Another pupil who came to him about this time was Mabel Hubbard, a fifteen-year-old girl who had lost her hearing and consequently her powers of speech, through an attack of scarlet fever when an infant. She was a gentle and lovable girl, and Bell fell completely in love with his pupil. Four years later he was to marry her and she was to prove a large influence in helping him to success. She took the liveliest interest in all of his experiments and encouraged him to new endeavor after each failure. She kept his records and notes and wrote his letters. Through her Bell secured the support of her father, Gardiner G. Hubbard, who was widely known as one of Boston's ablest lawyers. He was destined to become Bell's chief spokesman and defender.
Hubbard first became aware of Bell's inventive genius when the latter was calling one evening at the Hubbard home in Cambridge. Bell was illustrating some mysteries of acoustics with the aid of the piano. "Do you know," he remarked, "that if I sing the note G close to the strings of the piano, the G string will answer me?"

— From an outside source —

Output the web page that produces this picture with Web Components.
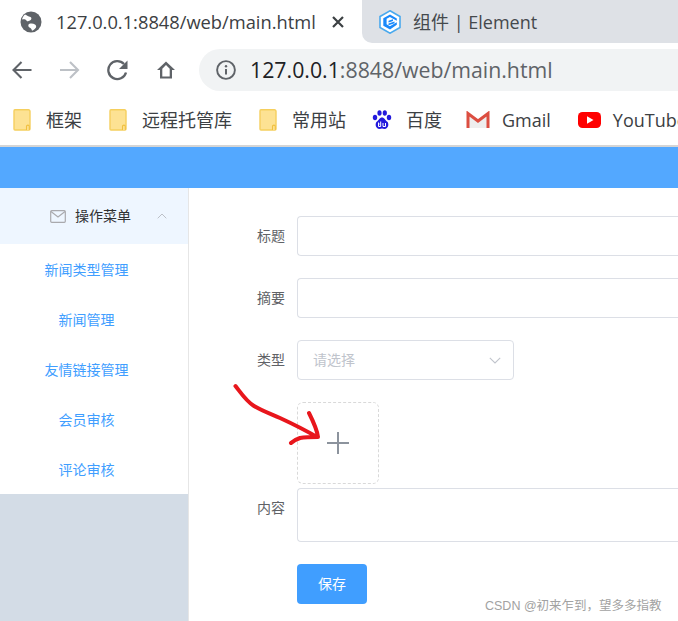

This did not impress the lawyer, who asked its significance.
"It is a fact of tremendous importance," answered Bell. "It is evidence that we may some day have a musical telegraph which will enable us to send as many messages simultaneously over one wire as there are notes on that piano."
From that time forward Hubbard took every occasion to encourage Bell to carry forward his experiments in musical telegraphy.
As a young man Bell was tall and slender, with jet-black eyes and hair, the latter being pushed back into a curly tangle. He was sensitive and high-strung, very much the artist and the man of science. His enthusiasms were intense, and, once his mind was filled with an idea, he followed it devotedly. He was very little the practical business man and paid scant attention to the small, practical details of life. He was so interested in visible speech, and so keenly alert to the pathos of the lives of the deaf mutes, that he many times seriously considered giving over all experiments with the musical telegraph and devoting his entire life and energies to the amelioration of their condition.